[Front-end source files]
---------------
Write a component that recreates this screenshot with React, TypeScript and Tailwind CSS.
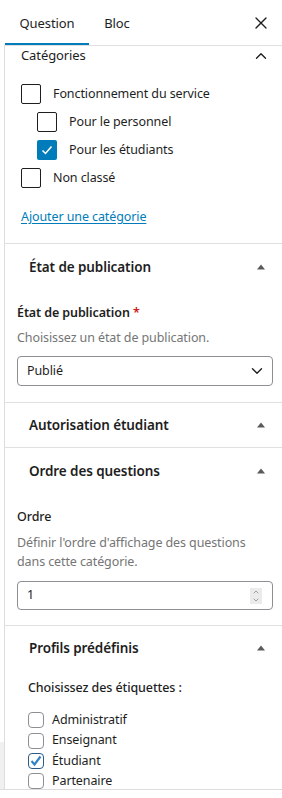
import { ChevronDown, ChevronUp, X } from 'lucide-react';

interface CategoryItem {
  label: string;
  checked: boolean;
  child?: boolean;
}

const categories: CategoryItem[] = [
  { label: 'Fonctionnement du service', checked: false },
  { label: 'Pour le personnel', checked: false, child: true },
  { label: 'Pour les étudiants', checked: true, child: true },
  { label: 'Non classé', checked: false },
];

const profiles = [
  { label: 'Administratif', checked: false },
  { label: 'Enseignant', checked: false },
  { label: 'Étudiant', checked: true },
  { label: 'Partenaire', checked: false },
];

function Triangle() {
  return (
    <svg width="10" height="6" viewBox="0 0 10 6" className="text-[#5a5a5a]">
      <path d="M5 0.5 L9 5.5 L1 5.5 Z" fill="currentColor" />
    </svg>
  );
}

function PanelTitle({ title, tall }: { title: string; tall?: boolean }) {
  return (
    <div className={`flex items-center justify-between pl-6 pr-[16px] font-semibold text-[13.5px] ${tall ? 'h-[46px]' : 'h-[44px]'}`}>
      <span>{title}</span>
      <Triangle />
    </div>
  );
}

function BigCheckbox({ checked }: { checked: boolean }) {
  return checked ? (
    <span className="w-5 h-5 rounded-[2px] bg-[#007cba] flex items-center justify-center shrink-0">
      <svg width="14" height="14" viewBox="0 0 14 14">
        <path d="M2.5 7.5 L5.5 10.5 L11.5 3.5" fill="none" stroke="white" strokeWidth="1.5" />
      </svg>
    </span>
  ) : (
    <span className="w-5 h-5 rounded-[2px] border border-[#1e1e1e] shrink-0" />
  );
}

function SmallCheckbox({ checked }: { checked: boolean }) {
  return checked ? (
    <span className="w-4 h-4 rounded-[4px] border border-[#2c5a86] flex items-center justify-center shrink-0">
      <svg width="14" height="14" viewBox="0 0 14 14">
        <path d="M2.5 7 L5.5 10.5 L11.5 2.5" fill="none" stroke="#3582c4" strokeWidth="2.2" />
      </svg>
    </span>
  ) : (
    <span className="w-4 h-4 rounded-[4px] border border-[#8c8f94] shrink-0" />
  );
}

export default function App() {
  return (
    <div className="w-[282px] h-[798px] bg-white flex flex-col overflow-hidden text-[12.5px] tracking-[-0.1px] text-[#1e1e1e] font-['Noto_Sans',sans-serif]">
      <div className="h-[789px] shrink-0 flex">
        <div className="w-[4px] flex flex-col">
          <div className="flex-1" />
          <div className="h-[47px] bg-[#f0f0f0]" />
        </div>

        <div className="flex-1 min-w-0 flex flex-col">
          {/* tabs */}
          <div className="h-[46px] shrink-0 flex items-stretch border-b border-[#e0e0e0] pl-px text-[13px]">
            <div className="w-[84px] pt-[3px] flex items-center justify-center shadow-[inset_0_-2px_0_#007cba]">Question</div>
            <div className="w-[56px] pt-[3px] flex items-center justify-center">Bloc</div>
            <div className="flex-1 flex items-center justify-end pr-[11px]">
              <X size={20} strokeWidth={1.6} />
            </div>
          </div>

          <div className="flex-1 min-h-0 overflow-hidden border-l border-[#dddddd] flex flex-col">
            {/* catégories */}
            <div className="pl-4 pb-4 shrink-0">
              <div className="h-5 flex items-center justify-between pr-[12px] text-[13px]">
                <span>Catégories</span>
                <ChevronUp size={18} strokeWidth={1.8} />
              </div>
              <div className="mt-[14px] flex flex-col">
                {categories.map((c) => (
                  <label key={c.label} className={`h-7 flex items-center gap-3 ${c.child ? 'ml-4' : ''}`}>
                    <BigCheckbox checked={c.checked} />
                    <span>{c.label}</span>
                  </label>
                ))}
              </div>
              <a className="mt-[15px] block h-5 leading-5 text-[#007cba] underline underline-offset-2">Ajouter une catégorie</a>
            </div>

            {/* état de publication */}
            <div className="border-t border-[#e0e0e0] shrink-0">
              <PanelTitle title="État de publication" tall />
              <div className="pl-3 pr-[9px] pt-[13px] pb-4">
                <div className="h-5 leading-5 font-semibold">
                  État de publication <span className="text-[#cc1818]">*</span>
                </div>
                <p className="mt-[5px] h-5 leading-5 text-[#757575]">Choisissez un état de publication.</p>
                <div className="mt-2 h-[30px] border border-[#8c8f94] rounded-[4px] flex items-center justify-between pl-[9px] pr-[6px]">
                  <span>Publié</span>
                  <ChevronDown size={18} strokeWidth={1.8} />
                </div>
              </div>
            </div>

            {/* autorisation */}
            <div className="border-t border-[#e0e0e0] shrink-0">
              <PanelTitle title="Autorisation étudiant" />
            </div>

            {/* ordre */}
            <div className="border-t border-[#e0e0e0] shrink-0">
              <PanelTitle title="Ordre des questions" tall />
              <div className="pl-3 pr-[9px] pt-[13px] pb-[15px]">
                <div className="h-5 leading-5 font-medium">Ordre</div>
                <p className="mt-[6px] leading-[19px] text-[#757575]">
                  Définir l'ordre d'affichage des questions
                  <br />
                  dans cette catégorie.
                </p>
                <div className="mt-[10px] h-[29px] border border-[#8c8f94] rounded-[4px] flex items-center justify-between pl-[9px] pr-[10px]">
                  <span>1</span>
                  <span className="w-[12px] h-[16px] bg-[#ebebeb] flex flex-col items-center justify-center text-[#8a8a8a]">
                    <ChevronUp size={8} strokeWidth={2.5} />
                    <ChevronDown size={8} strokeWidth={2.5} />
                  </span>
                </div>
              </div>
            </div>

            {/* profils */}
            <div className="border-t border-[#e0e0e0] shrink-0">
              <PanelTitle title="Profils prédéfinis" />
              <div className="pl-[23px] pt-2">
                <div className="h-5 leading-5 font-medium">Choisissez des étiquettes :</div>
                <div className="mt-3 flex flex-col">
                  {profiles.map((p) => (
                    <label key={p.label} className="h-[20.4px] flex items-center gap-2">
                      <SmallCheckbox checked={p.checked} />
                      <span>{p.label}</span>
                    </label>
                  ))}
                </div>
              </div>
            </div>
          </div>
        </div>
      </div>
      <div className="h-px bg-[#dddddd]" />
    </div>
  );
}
---------------
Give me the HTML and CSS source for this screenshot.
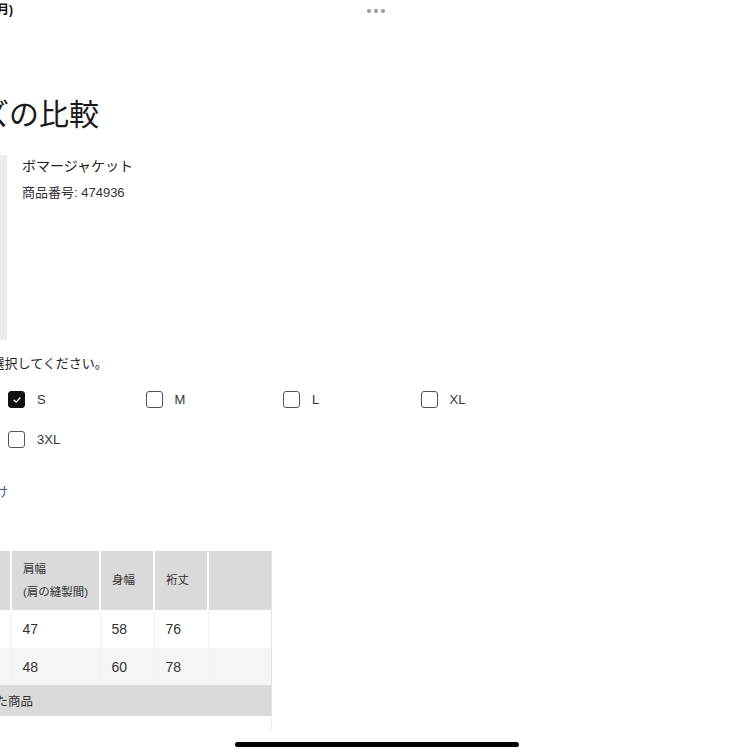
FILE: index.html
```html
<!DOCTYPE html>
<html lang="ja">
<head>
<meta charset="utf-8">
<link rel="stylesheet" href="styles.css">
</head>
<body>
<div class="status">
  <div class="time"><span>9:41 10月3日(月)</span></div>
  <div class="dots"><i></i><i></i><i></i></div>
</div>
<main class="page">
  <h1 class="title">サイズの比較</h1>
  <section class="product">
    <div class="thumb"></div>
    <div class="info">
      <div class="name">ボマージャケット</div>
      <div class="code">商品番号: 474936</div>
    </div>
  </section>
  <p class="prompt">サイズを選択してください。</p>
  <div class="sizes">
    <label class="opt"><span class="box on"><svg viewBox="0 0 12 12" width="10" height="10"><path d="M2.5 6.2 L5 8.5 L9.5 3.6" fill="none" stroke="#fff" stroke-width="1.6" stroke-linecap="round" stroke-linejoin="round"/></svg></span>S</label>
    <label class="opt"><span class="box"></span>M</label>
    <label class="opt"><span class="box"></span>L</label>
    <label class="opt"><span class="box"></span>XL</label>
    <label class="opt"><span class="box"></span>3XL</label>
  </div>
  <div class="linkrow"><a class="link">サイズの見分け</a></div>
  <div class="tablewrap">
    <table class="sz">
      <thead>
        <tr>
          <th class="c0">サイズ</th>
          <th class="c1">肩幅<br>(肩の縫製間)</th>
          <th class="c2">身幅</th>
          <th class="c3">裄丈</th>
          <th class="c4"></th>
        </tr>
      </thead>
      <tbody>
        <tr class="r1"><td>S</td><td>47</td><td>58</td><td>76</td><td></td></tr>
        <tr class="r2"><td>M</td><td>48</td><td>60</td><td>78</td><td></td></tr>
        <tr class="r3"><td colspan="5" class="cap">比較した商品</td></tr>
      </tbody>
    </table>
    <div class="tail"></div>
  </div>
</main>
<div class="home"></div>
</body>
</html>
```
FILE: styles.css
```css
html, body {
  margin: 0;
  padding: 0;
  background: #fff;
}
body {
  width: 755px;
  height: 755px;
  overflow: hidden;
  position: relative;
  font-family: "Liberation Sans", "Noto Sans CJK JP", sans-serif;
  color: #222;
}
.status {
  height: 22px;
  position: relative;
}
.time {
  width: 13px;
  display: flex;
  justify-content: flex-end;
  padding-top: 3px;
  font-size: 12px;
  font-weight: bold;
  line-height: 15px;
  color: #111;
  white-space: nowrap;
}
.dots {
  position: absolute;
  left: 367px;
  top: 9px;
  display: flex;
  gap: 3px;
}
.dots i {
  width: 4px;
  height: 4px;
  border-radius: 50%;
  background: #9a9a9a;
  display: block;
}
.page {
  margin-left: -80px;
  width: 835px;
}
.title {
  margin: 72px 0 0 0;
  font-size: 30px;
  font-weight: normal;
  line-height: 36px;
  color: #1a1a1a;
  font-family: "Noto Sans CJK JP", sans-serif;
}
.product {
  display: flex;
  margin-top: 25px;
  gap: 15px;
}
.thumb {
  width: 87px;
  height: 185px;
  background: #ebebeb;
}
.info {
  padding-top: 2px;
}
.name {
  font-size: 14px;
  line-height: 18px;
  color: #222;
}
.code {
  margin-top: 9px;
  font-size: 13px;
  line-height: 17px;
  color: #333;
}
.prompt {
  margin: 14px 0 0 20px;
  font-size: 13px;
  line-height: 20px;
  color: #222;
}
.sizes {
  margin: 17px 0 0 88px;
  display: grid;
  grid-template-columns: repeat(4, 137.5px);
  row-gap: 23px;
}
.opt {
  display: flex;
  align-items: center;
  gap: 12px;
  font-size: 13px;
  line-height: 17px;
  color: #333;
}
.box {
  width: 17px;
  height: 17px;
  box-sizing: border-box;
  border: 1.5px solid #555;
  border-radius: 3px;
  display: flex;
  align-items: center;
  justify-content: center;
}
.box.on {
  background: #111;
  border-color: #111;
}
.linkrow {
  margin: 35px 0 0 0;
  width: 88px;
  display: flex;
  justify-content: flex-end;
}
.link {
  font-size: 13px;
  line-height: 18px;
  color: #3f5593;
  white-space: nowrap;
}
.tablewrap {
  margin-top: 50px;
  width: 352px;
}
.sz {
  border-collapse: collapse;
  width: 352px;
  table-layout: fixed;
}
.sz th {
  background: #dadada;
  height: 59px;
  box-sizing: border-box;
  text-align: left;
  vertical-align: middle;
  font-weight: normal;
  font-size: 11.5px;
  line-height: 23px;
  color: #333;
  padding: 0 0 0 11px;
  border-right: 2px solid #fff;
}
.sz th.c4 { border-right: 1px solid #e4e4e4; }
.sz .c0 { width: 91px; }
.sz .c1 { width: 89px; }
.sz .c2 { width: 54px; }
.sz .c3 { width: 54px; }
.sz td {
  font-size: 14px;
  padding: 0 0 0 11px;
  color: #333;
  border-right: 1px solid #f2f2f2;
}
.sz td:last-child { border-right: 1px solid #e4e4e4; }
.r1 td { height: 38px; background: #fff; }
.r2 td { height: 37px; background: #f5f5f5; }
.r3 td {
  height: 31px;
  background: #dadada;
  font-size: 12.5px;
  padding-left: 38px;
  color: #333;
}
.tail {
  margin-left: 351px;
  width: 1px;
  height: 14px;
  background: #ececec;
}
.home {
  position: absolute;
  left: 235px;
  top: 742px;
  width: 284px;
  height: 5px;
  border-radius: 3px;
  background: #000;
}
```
---------------
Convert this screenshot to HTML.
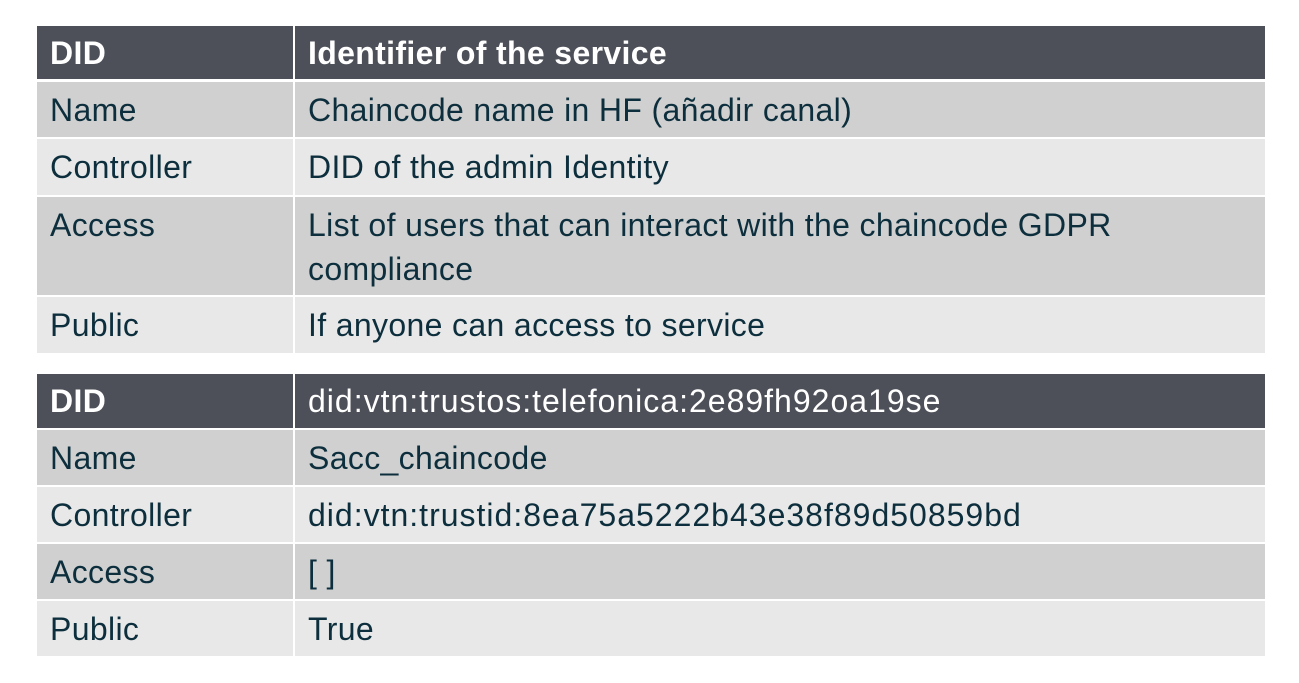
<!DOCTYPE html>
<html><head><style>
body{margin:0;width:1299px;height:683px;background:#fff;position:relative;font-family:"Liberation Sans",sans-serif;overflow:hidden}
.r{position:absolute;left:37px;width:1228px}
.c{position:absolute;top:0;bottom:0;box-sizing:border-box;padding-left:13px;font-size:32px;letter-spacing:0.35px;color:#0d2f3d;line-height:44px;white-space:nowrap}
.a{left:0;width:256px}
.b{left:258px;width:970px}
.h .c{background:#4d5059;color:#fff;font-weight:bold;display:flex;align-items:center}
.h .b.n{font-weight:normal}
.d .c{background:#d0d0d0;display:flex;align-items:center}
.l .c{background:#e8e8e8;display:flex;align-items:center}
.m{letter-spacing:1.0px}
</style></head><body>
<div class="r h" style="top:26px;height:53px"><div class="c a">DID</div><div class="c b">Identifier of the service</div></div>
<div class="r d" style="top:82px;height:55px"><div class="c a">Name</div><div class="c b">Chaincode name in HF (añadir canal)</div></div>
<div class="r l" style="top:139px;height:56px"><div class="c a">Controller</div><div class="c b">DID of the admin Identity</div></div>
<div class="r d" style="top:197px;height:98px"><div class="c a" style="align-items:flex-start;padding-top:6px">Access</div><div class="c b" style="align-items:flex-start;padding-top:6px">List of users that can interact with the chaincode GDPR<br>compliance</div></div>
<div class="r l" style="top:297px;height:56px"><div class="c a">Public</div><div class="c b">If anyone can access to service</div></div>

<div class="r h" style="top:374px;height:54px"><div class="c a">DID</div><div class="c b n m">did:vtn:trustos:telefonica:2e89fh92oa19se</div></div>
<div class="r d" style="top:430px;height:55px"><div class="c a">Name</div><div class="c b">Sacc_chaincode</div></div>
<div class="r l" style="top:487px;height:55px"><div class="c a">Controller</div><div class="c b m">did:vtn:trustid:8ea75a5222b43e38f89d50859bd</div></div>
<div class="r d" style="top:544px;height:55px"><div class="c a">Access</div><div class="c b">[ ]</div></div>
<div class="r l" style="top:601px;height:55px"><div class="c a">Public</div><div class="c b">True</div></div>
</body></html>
---------------
Exercise task ▸ Pick out all lines from the data above in which the word "with" appears.

Solution below ▸
Write a component that recreates this screenshot with React, TypeScript and Tailwind CSS.
<div class="r d" style="top:197px;height:98px"><div class="c a" style="align-items:flex-start;padding-top:6px">Access</div><div class="c b" style="align-items:flex-start;padding-top:6px">List of users that can interact with the chaincode GDPR<br>compliance</div></div>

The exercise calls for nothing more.